I spent the next two days hanging out in the back of the hall with the Israeli sound crew (the only other young people I could find), or else lying by the hotel’s empty swimming pool reading Henry Beston’s
The Outermost House
—about as far from Yiddish as I could get. This was not the organization that was going to help us collect Yiddish books in Israel.

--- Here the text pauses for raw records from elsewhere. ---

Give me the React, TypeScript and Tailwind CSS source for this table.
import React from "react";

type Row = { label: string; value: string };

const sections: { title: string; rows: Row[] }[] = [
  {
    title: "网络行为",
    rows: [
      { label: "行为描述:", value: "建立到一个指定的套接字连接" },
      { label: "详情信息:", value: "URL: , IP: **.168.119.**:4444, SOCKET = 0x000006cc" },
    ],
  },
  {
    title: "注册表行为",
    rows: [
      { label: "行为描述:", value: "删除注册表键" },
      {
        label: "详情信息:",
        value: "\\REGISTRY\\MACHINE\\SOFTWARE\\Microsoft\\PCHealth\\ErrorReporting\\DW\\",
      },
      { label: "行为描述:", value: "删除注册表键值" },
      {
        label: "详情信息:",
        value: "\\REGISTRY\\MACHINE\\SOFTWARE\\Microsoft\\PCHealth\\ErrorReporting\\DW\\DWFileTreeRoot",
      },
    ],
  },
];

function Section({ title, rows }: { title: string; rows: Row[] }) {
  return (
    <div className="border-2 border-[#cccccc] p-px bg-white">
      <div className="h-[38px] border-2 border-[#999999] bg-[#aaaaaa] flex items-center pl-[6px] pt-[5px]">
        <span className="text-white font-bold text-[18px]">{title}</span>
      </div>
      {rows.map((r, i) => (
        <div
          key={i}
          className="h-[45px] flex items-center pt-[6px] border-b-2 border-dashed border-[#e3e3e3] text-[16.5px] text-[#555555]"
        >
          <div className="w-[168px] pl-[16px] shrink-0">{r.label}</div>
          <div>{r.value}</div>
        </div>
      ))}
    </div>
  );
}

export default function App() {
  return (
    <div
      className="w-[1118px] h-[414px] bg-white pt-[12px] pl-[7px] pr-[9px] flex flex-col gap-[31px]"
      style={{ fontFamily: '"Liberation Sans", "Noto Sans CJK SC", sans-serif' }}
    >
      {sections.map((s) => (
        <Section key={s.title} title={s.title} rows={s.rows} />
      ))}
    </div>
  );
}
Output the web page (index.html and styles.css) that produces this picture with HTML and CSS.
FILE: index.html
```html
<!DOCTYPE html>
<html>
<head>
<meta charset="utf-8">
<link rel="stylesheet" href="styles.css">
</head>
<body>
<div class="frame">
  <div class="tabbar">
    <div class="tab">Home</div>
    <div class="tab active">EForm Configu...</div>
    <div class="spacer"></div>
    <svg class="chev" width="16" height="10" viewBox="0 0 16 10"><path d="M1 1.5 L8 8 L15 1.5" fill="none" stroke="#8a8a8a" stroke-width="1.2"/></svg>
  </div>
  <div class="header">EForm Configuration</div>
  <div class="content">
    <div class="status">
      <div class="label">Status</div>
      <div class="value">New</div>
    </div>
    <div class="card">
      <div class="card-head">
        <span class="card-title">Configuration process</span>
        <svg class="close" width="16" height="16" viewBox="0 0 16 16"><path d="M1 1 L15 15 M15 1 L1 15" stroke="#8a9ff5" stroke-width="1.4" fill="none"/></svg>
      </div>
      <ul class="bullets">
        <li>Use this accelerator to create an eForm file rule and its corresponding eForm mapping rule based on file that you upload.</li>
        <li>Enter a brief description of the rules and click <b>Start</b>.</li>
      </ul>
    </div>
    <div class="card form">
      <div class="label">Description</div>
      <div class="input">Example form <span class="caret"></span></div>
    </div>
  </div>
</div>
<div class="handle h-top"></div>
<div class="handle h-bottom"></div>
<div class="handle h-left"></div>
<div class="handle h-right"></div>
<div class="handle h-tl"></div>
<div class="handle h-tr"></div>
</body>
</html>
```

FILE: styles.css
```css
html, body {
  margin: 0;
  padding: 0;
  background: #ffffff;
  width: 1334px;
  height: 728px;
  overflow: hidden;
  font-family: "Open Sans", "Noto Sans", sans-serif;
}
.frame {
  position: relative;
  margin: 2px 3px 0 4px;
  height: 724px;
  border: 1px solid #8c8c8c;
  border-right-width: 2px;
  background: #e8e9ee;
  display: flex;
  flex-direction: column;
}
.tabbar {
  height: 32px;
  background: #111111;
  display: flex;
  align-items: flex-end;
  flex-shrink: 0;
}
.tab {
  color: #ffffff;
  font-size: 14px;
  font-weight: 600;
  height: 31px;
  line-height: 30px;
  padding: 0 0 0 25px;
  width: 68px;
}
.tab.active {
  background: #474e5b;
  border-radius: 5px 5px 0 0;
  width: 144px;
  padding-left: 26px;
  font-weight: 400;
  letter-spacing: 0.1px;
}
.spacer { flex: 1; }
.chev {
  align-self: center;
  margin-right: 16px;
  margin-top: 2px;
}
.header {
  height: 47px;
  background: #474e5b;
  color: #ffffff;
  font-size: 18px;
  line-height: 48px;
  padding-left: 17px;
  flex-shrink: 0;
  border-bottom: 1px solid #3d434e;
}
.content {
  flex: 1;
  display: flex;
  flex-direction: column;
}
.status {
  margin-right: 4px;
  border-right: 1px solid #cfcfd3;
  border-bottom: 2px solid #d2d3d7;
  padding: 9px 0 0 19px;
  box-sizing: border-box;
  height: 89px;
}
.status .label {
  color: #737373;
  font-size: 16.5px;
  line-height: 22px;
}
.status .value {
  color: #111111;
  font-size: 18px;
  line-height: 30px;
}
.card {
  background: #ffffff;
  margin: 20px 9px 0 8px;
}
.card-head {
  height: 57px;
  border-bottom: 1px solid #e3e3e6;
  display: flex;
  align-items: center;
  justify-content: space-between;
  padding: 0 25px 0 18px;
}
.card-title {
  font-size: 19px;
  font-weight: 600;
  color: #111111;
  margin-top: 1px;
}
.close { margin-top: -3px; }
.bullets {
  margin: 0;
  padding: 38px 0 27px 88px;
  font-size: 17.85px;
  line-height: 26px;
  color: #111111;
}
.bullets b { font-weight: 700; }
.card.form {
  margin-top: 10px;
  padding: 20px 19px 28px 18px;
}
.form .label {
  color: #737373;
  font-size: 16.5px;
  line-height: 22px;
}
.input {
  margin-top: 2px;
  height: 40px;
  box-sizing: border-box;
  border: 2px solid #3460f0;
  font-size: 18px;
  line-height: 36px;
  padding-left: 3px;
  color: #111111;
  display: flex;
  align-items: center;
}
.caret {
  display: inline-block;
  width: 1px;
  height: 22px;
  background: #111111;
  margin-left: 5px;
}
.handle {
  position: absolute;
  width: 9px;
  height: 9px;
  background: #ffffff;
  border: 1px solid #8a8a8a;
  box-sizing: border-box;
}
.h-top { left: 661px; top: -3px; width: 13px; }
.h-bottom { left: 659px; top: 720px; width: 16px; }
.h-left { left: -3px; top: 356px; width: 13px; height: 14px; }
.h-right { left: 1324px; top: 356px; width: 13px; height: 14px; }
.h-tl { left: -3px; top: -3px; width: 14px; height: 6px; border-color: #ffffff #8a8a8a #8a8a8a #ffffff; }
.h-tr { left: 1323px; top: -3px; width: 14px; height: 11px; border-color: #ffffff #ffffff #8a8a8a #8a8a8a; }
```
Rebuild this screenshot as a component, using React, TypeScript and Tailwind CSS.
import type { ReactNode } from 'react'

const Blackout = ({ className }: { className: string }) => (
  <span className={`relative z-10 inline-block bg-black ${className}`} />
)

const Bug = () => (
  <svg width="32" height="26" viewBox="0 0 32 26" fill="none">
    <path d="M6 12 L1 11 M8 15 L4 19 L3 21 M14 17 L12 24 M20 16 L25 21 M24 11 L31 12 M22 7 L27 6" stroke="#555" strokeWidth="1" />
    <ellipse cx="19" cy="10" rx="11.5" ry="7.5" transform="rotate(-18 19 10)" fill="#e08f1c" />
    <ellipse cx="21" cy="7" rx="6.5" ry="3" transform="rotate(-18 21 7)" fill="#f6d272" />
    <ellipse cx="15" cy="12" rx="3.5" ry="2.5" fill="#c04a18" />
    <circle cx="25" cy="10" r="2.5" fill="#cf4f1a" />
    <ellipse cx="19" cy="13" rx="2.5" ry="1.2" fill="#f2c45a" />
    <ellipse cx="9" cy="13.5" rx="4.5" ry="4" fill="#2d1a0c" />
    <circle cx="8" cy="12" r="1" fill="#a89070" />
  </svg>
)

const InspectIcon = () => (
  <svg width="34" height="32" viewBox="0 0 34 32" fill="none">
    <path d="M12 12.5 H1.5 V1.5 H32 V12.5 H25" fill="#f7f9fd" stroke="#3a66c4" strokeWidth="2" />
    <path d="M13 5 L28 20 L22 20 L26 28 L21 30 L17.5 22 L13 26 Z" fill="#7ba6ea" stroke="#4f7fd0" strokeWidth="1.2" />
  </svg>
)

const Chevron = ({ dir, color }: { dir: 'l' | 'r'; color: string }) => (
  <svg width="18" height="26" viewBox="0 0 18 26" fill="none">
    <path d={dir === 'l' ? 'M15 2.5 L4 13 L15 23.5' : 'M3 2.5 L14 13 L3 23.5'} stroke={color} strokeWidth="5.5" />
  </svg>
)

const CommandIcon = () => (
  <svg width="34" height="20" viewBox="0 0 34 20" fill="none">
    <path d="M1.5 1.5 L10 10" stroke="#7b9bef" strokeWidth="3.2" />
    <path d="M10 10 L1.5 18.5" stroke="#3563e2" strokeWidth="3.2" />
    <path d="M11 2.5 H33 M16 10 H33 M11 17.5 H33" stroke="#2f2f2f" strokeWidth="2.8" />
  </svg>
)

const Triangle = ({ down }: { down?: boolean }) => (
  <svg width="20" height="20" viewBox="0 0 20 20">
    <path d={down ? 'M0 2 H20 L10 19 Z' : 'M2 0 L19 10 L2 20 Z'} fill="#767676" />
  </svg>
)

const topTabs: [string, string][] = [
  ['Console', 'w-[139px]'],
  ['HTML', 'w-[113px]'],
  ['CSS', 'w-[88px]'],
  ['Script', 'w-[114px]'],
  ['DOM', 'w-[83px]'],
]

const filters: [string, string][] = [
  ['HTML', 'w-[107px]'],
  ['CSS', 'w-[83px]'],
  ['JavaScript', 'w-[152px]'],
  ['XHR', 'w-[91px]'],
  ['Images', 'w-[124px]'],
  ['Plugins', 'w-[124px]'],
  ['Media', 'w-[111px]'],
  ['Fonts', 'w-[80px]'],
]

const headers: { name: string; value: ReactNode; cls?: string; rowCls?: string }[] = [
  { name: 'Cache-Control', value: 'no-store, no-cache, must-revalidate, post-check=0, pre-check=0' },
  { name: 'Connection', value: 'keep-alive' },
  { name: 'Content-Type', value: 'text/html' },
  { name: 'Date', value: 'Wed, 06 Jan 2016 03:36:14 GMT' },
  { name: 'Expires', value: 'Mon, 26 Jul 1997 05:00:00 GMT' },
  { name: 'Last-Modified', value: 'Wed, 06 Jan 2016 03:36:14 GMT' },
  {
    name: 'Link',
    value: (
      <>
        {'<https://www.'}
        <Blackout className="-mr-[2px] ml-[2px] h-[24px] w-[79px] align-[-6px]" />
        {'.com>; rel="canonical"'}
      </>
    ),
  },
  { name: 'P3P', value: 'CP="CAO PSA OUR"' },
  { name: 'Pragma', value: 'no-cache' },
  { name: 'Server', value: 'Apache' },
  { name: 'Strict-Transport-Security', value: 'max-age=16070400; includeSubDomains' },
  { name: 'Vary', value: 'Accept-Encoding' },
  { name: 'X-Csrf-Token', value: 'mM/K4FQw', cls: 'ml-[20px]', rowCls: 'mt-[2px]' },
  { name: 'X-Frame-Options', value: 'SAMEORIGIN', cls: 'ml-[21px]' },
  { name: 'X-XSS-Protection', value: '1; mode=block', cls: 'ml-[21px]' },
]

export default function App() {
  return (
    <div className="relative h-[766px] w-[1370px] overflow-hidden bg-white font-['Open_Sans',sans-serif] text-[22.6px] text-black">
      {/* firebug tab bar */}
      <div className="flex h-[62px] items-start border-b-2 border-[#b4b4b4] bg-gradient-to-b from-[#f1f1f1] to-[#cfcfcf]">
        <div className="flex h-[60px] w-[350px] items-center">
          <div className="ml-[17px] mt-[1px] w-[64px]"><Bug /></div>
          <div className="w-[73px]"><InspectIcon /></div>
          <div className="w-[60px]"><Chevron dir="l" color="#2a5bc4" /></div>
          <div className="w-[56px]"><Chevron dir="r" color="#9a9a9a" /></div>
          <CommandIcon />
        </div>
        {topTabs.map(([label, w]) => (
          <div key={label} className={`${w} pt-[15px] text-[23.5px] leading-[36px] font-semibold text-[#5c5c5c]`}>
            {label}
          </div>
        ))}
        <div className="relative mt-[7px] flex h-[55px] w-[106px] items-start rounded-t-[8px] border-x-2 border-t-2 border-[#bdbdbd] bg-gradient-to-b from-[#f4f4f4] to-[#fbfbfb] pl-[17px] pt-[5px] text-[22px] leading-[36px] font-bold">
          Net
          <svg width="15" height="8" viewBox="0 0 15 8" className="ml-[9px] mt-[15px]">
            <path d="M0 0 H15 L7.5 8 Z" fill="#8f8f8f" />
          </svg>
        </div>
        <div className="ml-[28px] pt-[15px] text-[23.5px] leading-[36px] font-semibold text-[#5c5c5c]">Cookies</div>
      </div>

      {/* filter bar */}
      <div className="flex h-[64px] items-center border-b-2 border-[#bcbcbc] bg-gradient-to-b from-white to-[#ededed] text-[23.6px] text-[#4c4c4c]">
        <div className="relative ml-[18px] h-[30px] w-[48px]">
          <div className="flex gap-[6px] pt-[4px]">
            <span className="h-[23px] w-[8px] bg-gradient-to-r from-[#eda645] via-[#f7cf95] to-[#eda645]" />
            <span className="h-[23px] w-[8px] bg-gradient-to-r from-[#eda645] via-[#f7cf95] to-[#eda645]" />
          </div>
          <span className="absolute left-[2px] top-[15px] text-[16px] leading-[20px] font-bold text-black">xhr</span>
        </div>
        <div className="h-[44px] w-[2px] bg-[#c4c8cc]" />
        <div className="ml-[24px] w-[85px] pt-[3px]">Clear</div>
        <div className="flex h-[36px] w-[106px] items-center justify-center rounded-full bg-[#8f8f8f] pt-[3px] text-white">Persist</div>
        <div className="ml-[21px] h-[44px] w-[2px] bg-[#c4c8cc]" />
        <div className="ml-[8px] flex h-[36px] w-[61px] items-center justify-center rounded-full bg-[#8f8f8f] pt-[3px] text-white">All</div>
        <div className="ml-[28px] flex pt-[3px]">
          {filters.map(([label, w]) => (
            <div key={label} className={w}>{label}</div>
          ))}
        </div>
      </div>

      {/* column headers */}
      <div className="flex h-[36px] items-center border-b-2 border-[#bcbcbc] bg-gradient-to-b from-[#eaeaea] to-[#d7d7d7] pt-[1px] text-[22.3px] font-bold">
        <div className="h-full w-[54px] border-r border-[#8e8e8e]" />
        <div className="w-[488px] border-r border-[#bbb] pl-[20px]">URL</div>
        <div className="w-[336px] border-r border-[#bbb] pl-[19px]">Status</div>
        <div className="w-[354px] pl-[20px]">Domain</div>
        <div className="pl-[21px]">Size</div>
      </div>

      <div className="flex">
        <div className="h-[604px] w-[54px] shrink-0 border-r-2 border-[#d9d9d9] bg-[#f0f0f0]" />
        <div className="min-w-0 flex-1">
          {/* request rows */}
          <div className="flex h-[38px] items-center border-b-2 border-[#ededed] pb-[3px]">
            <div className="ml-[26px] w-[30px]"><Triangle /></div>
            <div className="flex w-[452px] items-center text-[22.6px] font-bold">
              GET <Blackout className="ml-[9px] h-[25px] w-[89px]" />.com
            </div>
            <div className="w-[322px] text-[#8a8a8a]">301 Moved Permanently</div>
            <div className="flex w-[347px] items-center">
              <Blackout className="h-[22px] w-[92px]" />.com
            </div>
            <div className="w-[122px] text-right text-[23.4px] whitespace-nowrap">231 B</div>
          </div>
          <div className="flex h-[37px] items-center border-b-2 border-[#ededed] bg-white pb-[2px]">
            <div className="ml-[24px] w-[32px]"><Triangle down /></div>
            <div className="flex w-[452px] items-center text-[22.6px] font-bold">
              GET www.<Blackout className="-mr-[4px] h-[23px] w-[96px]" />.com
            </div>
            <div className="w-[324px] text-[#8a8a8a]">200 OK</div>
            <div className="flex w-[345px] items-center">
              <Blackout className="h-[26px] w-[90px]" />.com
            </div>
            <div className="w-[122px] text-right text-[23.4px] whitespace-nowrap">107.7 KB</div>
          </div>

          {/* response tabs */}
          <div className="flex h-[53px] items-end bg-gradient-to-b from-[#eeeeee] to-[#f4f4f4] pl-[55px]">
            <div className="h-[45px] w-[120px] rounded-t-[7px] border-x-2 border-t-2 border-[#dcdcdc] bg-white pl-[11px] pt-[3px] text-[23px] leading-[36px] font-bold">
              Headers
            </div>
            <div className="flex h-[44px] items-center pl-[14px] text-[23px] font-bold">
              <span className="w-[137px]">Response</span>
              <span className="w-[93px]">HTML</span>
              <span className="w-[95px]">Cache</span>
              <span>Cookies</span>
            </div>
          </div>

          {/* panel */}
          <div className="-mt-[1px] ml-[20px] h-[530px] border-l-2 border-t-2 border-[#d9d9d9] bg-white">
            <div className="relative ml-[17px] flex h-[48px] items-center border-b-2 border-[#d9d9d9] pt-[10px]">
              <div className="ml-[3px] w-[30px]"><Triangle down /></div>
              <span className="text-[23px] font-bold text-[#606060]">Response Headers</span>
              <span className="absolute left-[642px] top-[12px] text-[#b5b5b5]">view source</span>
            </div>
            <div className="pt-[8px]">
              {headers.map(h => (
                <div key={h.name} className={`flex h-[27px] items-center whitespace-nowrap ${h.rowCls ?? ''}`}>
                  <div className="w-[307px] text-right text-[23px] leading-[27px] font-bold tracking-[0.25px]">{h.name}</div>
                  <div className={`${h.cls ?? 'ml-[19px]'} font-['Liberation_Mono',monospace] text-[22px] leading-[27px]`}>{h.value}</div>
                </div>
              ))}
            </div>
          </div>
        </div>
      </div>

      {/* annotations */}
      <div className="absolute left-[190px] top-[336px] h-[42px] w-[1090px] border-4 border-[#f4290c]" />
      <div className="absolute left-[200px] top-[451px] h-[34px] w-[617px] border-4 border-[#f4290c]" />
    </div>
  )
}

Then in 1991, UNESCO passed a resolution—over the objection of its Arab members—declaring Yiddish “an endangered language” and calling for immediate steps to assure its preservation. I was invited to join delegates from Canada, France, Holland, Hungary, Israel, Mexico, Poland, and the United States (the Soviet delegates had been denied visas) for three days of intensive deliberations in Israel to decide what the world should do. The scholar Chone Shmeruk presided as chairman, and Avrom Sutzkever, arguably the greatest living Yiddish writer, lent a certain gravity to the proceedings. We labored conscientiously for three days. On the last night I was assigned the task of drafting the final resolutions—in English, since despite UNESCO’s sudden embrace of Yiddish, no one there could actually read it. Working in my
Jerusalem hotel room on a then state-of-the-art, fourteen-pound laptop computer, I finished at midnight and, without thinking, plugged in my brand-new portable printer.
Kaboom.
Apparently the printer wasn’t wired for foreign current, because it blew its main circuit board, along with every light on the floor. Not knowing where else to turn, I phoned a young Yiddish performer named Mendy Cahan, whom I had met earlier that evening. A native Yiddish-speaker from Antwerp, where his Hasidic family worked in the diamond trade, Mendy was now a student of Yiddish literature at Hebrew University. As I suspected, he owned a printer, he and his girlfriend were up late anyway, and they invited me over. The espresso was already steaming when I got there, we talked for hours, and by the time I left, proposal in hand, he’d accepted my invitation to serve as a faculty member and
tumler
-at-large (a sort of all-purpose emcee and entertainer) at our upcoming “Winter Program in Yiddish Culture” in San Diego.